Let $X = A^{\top} D A$ where $A$ is a rectangular matrix such that $A^{\top}A$ is positive definite (can assume strictly positive definite) and $D$ is a diagonal matrix (feel free to assume all elements of $D$ are positive and less than $1$).
I am interested in lower bounds on $\lambda_{\min}\left(X\right)$ that depend on any norm of the diagonal of $D$ (in the problem I am working on, the norm of the diagonal of $D$ will approach $\infty$ and I want to show the minimum eigenvalue diverges).
Without further restriction this is not possible because letting $A = I$, the identity matrix,
$\lambda_{\min}\left(X\right) = \min D_{ii}$.
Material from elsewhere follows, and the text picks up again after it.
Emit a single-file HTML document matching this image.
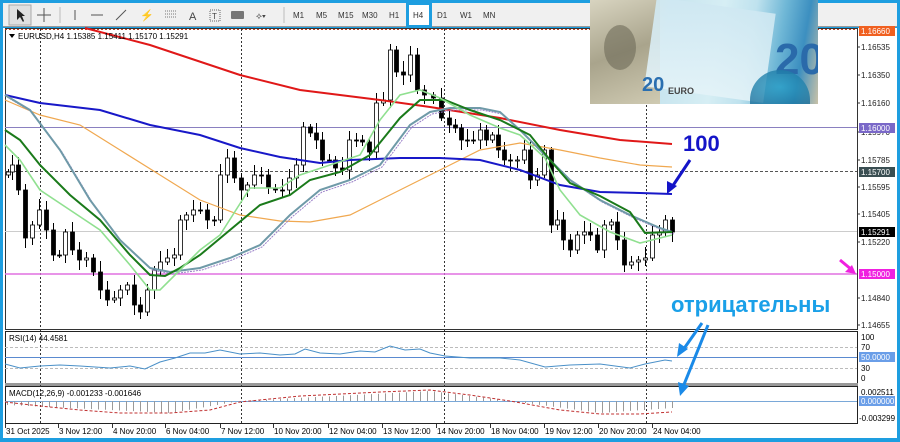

Which is not a norm of $D$.
Let $n$ be the number of rows of $A$ and $m$ be the number of columns (assume $n > m$) and let $a_{i}$ be the $i$'th row of $A$. My basic thought about why there might be a solution is that:
$X = \sum_{i=1}^{n} a_{i} a_{i}^{\top} d_{i}$.
Intuitively: if we required that $a_{i} a_{i}^{\top}$ had to be a "full" matrix with only non-zero elements than it seems that any $d_{i}$ becoming large would make each element of the $X$ matrix large and so the smallest eigenvalue would be large.
Bottom line: I am looking for a lower bound on the minimum eigenvalue such that the bound becomes large as the norm of the diagonal of $D$ becomes large. Is there any such lower bound for some conditions on $A$?
Additionally: or if the lower bound can depend only $||A^{\top} D||$, that would answer my question as well.